Não é de hoje que governantes se utilizam de inverdades como estratégia de mobilização política.
O ex-presidente dos EUA George W. Bush, após os atentados de 11 de setembro de 2001, alegou que o Iraque possuía armas de destruição em massa e que o governo de Saddam Hussein abrigava e financiava organizações terroristas. Nenhuma dessas acusações foram comprovadas. Mas foram fundamentais para mobilizar e galvanizar apoio político da população americana e adesão internacional à invasão do Iraque em 2003.
Em junho de 1940, logo após a rendição da França, o Reino Unido decidiu continuar a luta contra Hitler, apostando na futura entrada da URSS e dos EUA na guerra. Winston Churchill, primeiro-ministro do Reino Unido, imediatamente mobilizou a população britânica para se preparar para resistir à invasão alemã por mar.
Acontece que uma invasão dos alemães cruzando o canal da Mancha era extremamente improvável. A esquadra britânica, que era muito maior do que a alemã, estava intacta e pronta para atacar as balsas que carregariam soldados invasores.
A decisão de invadir, portanto, era arriscadíssima. Tinha tudo para ser um fiasco. Era muito improvável que Hitler desse um passo tão incerto, o que tornava a sua ameaça de invasão não crível.
Mas a mobilização da população contra a improvável invasão foi fundamental para manter o moral dos ingleses em alta. Contribuiu para calar vozes internas dissonantes. Além do mais, ajudou a convencer os EUA a fazer o Land Lease, programa através do qual os americanos forneceram ao Reino Unido e aliados europeus recursos, armas e suprimentos.
Churchill fez uma grande jogada de marketing, coisa de um mestre da política.
A ameaça de golpe de Bolsonaro tem se traduzido na maior de todas as muitas fake news que o bolsonarismo jogou no ar e que tem sido reverberada pelo lulismo. Nenhuma outra fake news convenceu tanta gente. Bolsonaro diz que pode haver um golpe na “salinha escura”. Já a oposição diz que pode haver golpe não se sabe lá como... Ambas são fake news. Mas se observarmos de forma desapaixonada, Bolsonaro não tem as mínimas condições políticas nem institucionais para gerar qualquer retrocesso à democracia brasileira.

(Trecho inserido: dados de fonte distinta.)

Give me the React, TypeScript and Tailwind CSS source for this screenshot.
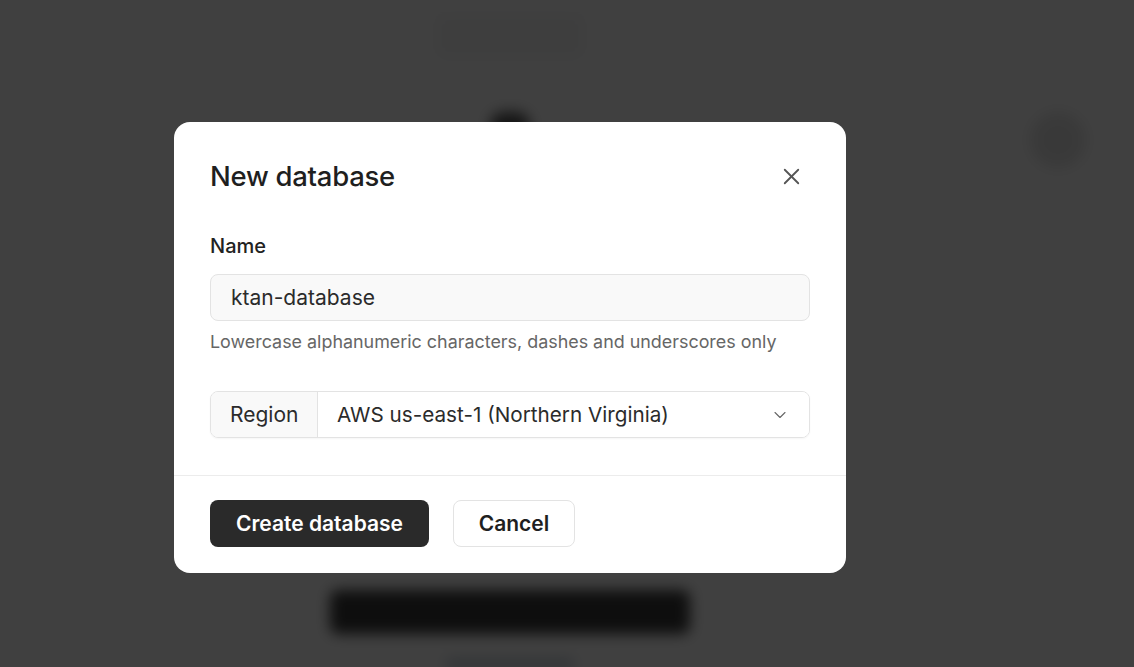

Mas essa falsa ameaça de golpe, embora não crível, tem servido aos propósitos de perpetuar a polarização política. Bolsonaro usa a retórica da fragilidade das urnas eletrônicas para mobilizar sua base. Já a oposição usa a retórica do golpe para agregar eleitores receosos de quebras institucionais em torno da insossa e envelhecida candidatura de Lula. Quem perde é o país que não considera alternativas à polarização e não discute temas mais relevantes na campanha eleitoral.